A folk musician playing guitar on a porch overlooking the Saint John River at dusk, representing Folk'd Up Radio in Perth-Andover, New Brunswick

One non-profit, three jobs

Folk'd Up describes itself on its own site as a "Radio Station, Independent Label, & Local Record Shop," all run as a non-profit out of a storefront at 784 Main Street in Perth-Andover, open Wednesday through Saturday. The stated goal, in the organization's own words, is to "empower artists and amplify local voices through inclusive, creative, and socially conscious platforms," summed up on their site with the line "Real People. Real Music. Real Community." According to their listing with Music/Musique NB, the label side of the operation currently carries 15 artists spanning country, folk, and rock, and offers those artists radio placement, playlist curation, sync licensing, and both physical and digital distribution, services that would normally require a label based in a major city, not a village of under 2,000 people.

Built on land with a much longer history

Perth-Andover itself is a fairly recent creation, formed in 1966 when the twin communities of Perth and Andover, sitting on opposite banks of the Saint John River, amalgamated into a single village.
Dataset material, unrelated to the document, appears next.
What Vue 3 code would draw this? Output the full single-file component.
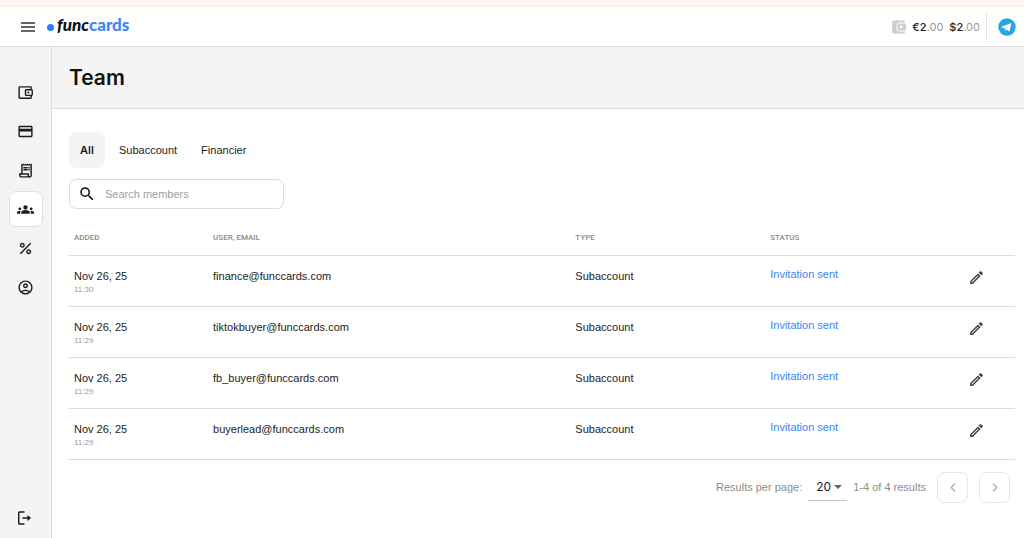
<script setup>
import { ref } from 'vue'

const tabs = ['All', 'Subaccount', 'Financier']
const activeTab = ref('All')
const search = ref('')
const perPage = ref('20')

const members = [
  { date: 'Nov 26, 25', time: '11:30', email: 'finance@funccards.com' },
  { date: 'Nov 26, 25', time: '11:29', email: 'tiktokbuyer@funccards.com' },
  { date: 'Nov 26, 25', time: '11:29', email: 'fb_buyer@funccards.com' },
  { date: 'Nov 26, 25', time: '11:29', email: 'buyerlead@funccards.com' },
]

const nav = [
  {
    label: 'Wallet',
    path: 'M21 7.300V5a2 2 0 0 0-2-2H4a2 2 0 0 0-2 2v14a2 2 0 0 0 2 2h15a2 2 0 0 0 2-2v-2.300a2 2 0 0 0 1.500-2V9.300a2 2 0 0 0-1.500-2zM20.500 9v6H13V9zM4 19V5h15v2h-6a2 2 0 0 0-2 2v6a2 2 0 0 0 2 2h6v2zM16 10.500a1.500 1.500 0 1 0 0 3 1.500 1.500 0 0 0 0-3z',
  },
  {
    label: 'Cards',
    path: 'M20 4H4c-1.110 0-1.990.890-1.990 2L2 18c0 1.110.890 2 2 2h16c1.110 0 2-.890 2-2V6c0-1.110-.890-2-2-2zm0 14H4v-6h16v6zm0-10H4V6h16v2z',
  },
  {
    label: 'Transactions',
    path: 'M19.500 3.500 18 2l-1.500 1.500L15 2l-1.500 1.500L12 2l-1.500 1.500L9 2 7.500 3.500 6 2v14H3v3c0 1.660 1.340 3 3 3h12c1.660 0 3-1.340 3-3V2l-1.500 1.500zM15 20H6c-.550 0-1-.450-1-1v-1h10v2zm4-1c0 .550-.450 1-1 1s-1-.450-1-1v-3H8V5h11v14zM9 7h6v2H9zM16 7h2v2h-2zM9 10h6v2H9zM16 10h2v2h-2z',
  },
  {
    label: 'Team',
    active: true,
    path: 'M12 12.750c1.630 0 3.070.390 4.240.900 1.080.480 1.760 1.560 1.760 2.730V18H6v-1.610c0-1.180.680-2.260 1.760-2.730 1.170-.520 2.610-.910 4.240-.910zM4 13c1.100 0 2-.900 2-2s-.900-2-2-2-2 .900-2 2 .900 2 2 2zm1.130 1.100c-.370-.060-.740-.100-1.130-.100-.990 0-1.930.210-2.780.580C.480 14.900 0 15.620 0 16.430V18h4.500v-1.610c0-.830.230-1.610.630-2.290zM20 13c1.100 0 2-.900 2-2s-.900-2-2-2-2 .900-2 2 .900 2 2 2zm4 3.430c0-.810-.480-1.530-1.220-1.850-.850-.370-1.790-.580-2.780-.580-.390 0-.760.040-1.130.100.400.680.630 1.460.630 2.290V18H24v-1.570zM12 6c1.660 0 3 1.340 3 3s-1.340 3-3 3-3-1.340-3-3 1.340-3 3-3z',
  },
  {
    label: 'Rates',
    path: 'M7.500 11C9.430 11 11 9.430 11 7.500S9.430 4 7.500 4 4 5.570 4 7.500 5.570 11 7.500 11zm0-5C8.330 6 9 6.670 9 7.500S8.330 9 7.500 9 6 8.330 6 7.500 6.670 6 7.500 6zM4 18.590 18.590 4 20 5.410 5.410 20zM16.500 13c-1.930 0-3.500 1.570-3.500 3.500s1.570 3.500 3.500 3.500 3.500-1.570 3.500-3.500-1.570-3.500-3.500-3.500zm0 5c-.830 0-1.500-.670-1.500-1.500s.670-1.500 1.500-1.500 1.500.670 1.500 1.500-.670 1.500-1.500 1.500z',
  },
  {
    label: 'Profile',
    path: 'M12 2C6.480 2 2 6.480 2 12s4.480 10 10 10 10-4.480 10-10S17.520 2 12 2zM7.350 18.500C8.660 17.560 10.260 17 12 17s3.340.560 4.650 1.500C15.340 19.440 13.740 20 12 20s-3.340-.560-4.650-1.500zm10.790-1.380C16.450 15.800 14.320 15 12 15s-4.450.800-6.140 2.120C4.700 15.730 4 13.950 4 12c0-4.420 3.580-8 8-8s8 3.580 8 8c0 1.950-.700 3.730-1.860 5.120zM12 6c-1.930 0-3.500 1.570-3.500 3.500S10.070 13 12 13s3.500-1.570 3.500-3.500S13.930 6 12 6zm0 5c-.830 0-1.500-.670-1.500-1.500S11.170 8 12 8s1.500.670 1.500 1.500S12.830 11 12 11z',
  },
]
</script>

<template>
  <div class="app">
    <div class="notice"></div>
    <header class="topbar">
      <button class="plain" aria-label="Menu">
        <svg width="14" height="10" viewBox="0 0 14 10"><path d="M0 1h14M0 5h14M0 9h14" stroke="#333" stroke-width="1.3" /></svg>
      </button>
      <a class="logo" href="#" aria-label="funccards">
        <span class="dot"></span><span class="func">func</span><span class="cards">cards</span>
      </a>
      <div class="balances">
        <svg width="14" height="14" viewBox="0 0 14 14">
          <path fill="#cdcdcd" d="M2 .500h9.500A1.500 1.500 0 0 1 13 2v.500H7A2.500 2.500 0 0 0 4.500 5v4A2.500 2.500 0 0 0 7 11.500h6v.500a1.500 1.500 0 0 1-1.500 1.500H2A1.800 1.800 0 0 1 .200 11.700V2.300A1.800 1.800 0 0 1 2 .500z" />
          <rect x="5.500" y="3.500" width="8.500" height="7" rx="1.300" fill="#cdcdcd" />
          <circle cx="9" cy="7" r="1.400" fill="#fff" />
        </svg>
        <span class="money"><b>€2</b>.00</span>
        <span class="money"><b>$2</b>.00</span>
      </div>
      <a class="telegram" href="#" aria-label="Telegram">
        <svg width="18" height="18" viewBox="0 0 18 18">
          <circle cx="9" cy="9" r="8.700" fill="#28a5de" />
          <path fill="#fff" d="m3.700 8.700 8.700-3.500c.500-.200.900.100.700.800l-1.400 6.800c-.100.500-.400.600-.900.400L8.600 11.600l-1.200 1c-.300.200-.400.100-.400-.200l-.100-1.800-3.100-1c-.600-.200-.600-.600-.100-.900z" />
          <path d="m7 10.600 4.200-3.500-3.400 4.100-.600 1.300z" fill="#b9dcef" />
        </svg>
      </a>
    </header>

    <div class="body">
      <nav class="sidebar" aria-label="Main">
        <a v-for="n in nav" :key="n.label" href="#" class="nav-item" :class="{ active: n.active }" :aria-label="n.label">
          <svg width="17" height="17" viewBox="0 0 24 24"><path :d="n.path" fill="currentColor" fill-rule="evenodd" /></svg>
        </a>
        <a href="#" class="nav-item logout" aria-label="Log out">
          <svg width="15" height="14" viewBox="0 0 15 14" fill="none" stroke="#1c1c1c" stroke-width="1.500">
            <path d="M6.500 1H1.700a1 1 0 0 0-1 1v10a1 1 0 0 0 1 1h4.800M4.500 7h7" />
            <path d="M9.500 4v6L13 7z" fill="#1c1c1c" stroke="none" />
          </svg>
        </a>
      </nav>

      <main class="main">
        <div class="title"><h1>Team</h1></div>
        <section class="content">
          <div class="tabs">
            <button v-for="t in tabs" :key="t" class="tab" :class="{ on: t === activeTab }" @click="activeTab = t">{{ t }}</button>
          </div>

          <label class="search">
            <svg width="18" height="18" viewBox="0 0 24 24"><path fill="#111" d="M15.500 14h-.790l-.280-.270A6.471 6.471 0 0 0 16 9.500 6.500 6.500 0 1 0 9.500 16c1.610 0 3.090-.590 4.230-1.570l.270.280v.790l5 4.990L20.490 19l-4.990-5zm-6 0C7.010 14 5 11.990 5 9.500S7.010 5 9.500 5 14 7.010 14 9.500 11.990 14 9.500 14z" /></svg>
            <input v-model="search" type="text" placeholder="Search members" aria-label="Search members" />
          </label>

          <table class="table">
            <colgroup>
              <col class="c-added" /><col class="c-user" /><col class="c-type" /><col class="c-status" /><col />
            </colgroup>
            <thead>
              <tr>
                <th>ADDED</th>
                <th>USER, EMAIL</th>
                <th>TYPE</th>
                <th>STATUS</th>
                <th></th>
              </tr>
            </thead>
            <tbody>
              <tr v-for="m in members" :key="m.email">
                <td>{{ m.date }}<span class="time">{{ m.time }}</span></td>
                <td>{{ m.email }}</td>
                <td>Subaccount</td>
                <td class="status">Invitation sent</td>
                <td class="actions">
                  <button class="plain" :aria-label="'Edit ' + m.email">
                    <svg width="17" height="17" viewBox="0 0 24 24"><path fill="#404040" d="m14.060 9.020.920.920L5.920 19H5v-.920l9.060-9.060M17.660 3c-.250 0-.510.100-.700.290l-1.830 1.830 3.750 3.750 1.830-1.830a.996.996 0 0 0 0-1.410l-2.340-2.340c-.200-.200-.450-.290-.710-.290zm-3.600 3.190L3 17.250V21h3.750L17.810 9.940l-3.750-3.750z" /></svg>
                  </button>
                </td>
              </tr>
            </tbody>
          </table>

          <div class="pager">
            <label for="per-page">Results per page:</label>
            <div class="select">
              <select id="per-page" v-model="perPage">
                <option>20</option>
                <option>50</option>
              </select>
              <svg width="8" height="4" viewBox="0 0 8 4"><path d="M0 0h8L4 4z" fill="#666" /></svg>
            </div>
            <span class="count">1-4 of 4 results</span>
            <button class="page" aria-label="Previous page">
              <svg width="6" height="9" viewBox="0 0 6 9"><path d="M5 .700 1.200 4.500 5 8.300" fill="none" stroke="#aaa" stroke-width="1.300" /></svg>
            </button>
            <button class="page" aria-label="Next page">
              <svg width="6" height="9" viewBox="0 0 6 9"><path d="M1 .700 4.800 4.500 1 8.300" fill="none" stroke="#aaa" stroke-width="1.300" /></svg>
            </button>
          </div>
        </section>
      </main>
    </div>
  </div>
</template>

<style>
body {
  background: #fff;
}
</style>

<style scoped>
.app,
.app * {
  box-sizing: border-box;
}
.app {
  min-height: 100vh;
  display: flex;
  flex-direction: column;
  font: 11px/14px "Liberation Sans", Arial, sans-serif;
  color: #1c1c1c;
}
svg {
  display: block;
  flex: none;
}
button,
input,
select {
  font: inherit;
  color: inherit;
}
.plain {
  padding: 0;
  border: 0;
  background: none;
}
.notice {
  height: 7px;
  background: #fff4f2;
  border-bottom: 1px solid #fdeceb;
}
.topbar {
  height: 40px;
  display: flex;
  align-items: center;
  padding: 0 8px 0 21px;
  border-bottom: 1px solid #dcdcdc;
}
.logo {
  display: flex;
  align-items: center;
  margin-left: 12px;
  padding-bottom: 4px;
  font: 900 17px/20px Lato, sans-serif;
  text-decoration: none;
}
.dot {
  width: 7px;
  height: 7px;
  margin: 5px 3px 0 0;
  border-radius: 50%;
  background: #2f7bff;
}
.func {
  color: #111;
  font-style: italic;
}
.cards {
  color: #3d86f8;
}
.balances {
  display: flex;
  align-items: center;
  gap: 6px;
  margin-left: auto;
  padding-right: 6px;
  height: 28px;
  border-right: 1px solid #e4e4e4;
}
.money {
  font-family: Inter, sans-serif;
  color: #999;
}
.money b {
  color: #222;
  font-weight: 500;
}
.telegram {
  margin-left: 11px;
}
.body {
  flex: 1;
  display: flex;
}
.sidebar {
  flex: none;
  width: 52px;
  display: flex;
  flex-direction: column;
  align-items: center;
  gap: 3px;
  padding: 27px 0 2px;
  background: #f4f4f4;
  border-right: 1px solid #dedede;
}
.nav-item {
  width: 34px;
  height: 36px;
  display: flex;
  align-items: center;
  justify-content: center;
  border: 1px solid transparent;
  border-radius: 7px;
  color: #1c1c1c;
}
.nav-item.active {
  background: #fff;
  border-color: #e0e0e0;
}
.logout {
  margin-top: auto;
}
.main {
  flex: 1;
  min-width: 0;
}
.title {
  padding: 17px 17px 16px;
  background: #f4f4f4;
  border-bottom: 1px solid #dcdcdc;
}
h1 {
  margin: 0;
  font: 600 21px/28px Inter, sans-serif;
  color: #111;
}
.content {
  padding: 23px 9px 0 17px;
}
.tabs {
  display: flex;
  gap: 4px;
}
.tab {
  min-width: 36px;
  height: 36px;
  padding: 0 10px;
  border: 0;
  border-radius: 7px;
  background: none;
}
.tab.on {
  background: #f4f4f4;
  font-family: Inter, sans-serif;
  font-weight: 600;
}
.search {
  width: 215px;
  height: 30px;
  margin-top: 11px;
  padding: 0 8px;
  display: flex;
  align-items: center;
  gap: 9px;
  border: 1px solid #dcdcdc;
  border-radius: 7px;
}
.search input {
  flex: 1;
  min-width: 0;
  padding: 0;
  border: 0;
  outline: 0;
  background: none;
}
.search input::placeholder {
  color: #a0a0a0;
}
.table {
  width: 100%;
  margin-top: 11px;
  table-layout: fixed;
  border-collapse: collapse;
}
.c-added {
  width: 14.700%;
}
.c-user {
  width: 38.300%;
}
.c-type {
  width: 20.600%;
}
.c-status {
  width: 20.600%;
}
th {
  height: 35px;
  padding: 2px 5px 0;
  text-align: left;
  font: 500 8px/12px Roboto, sans-serif;
  color: #8a8a8a;
  border-bottom: 1px solid #dcdcdc;
}
td {
  height: 51px;
  padding: 13px 5px 0;
  vertical-align: top;
  border-bottom: 1px solid #dcdcdc;
}
.time {
  display: block;
  font-size: 8px;
  line-height: 14px;
  color: #999;
}
td.status {
  padding-top: 11px;
  color: #3d84f5;
}
td.actions {
  padding-left: 8px;
}
.pager {
  display: flex;
  justify-content: flex-end;
  align-items: center;
  margin-top: 12px;
  padding-right: 5px;
  color: #8c8c8c;
}
.select {
  display: flex;
  align-items: center;
  width: 39px;
  height: 28px;
  margin: 0 6px;
  padding: 0 5px 0 8px;
  border-bottom: 1px solid #c4c4c4;
  color: #222;
}
.select select {
  flex: 1;
  min-width: 0;
  padding: 0;
  border: 0;
  outline: 0;
  appearance: none;
  background: none;
  font: 12px/14px Inter, sans-serif;
}
.page {
  width: 31px;
  height: 31px;
  margin-left: 11px;
  padding: 0;
  display: flex;
  align-items: center;
  justify-content: center;
  border: 1px solid #e6e6e6;
  border-radius: 7px;
  background: #fff;
}
</style>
The land carries a far older story: Perth sits on ground originally reserved in 1801 for the Maliseet Nation before being surveyed and granted to settlers around 1854, according to the New Brunswick provincial archives. Andover, on the opposite bank, traces to 1815 when James and Robert Murphy became the area's first recorded settlers. A rail line connecting Fredericton to Edmundston reached the community in 1878, crossing the river at the same point where the two villages would eventually merge nearly a century later.

No algorithms, no gatekeepers

What separates Folk'd Up from a typical small-market folk station is the explicit rejection of the tools most labels and playlists now rely on. The organization positions itself as artist-first with no algorithmic curation standing between a musician and an audience, a stance that lines up with the folk and Americana genre's own tradition of valuing direct storytelling over polish. For an emerging songwriter in rural New Brunswick, having a label, a shop, and a radio signal all willing to champion a record without an algorithm deciding whether it is worth hearing is not a small thing, it is often the difference between a song reaching anyone at all and one that never leaves a hard drive.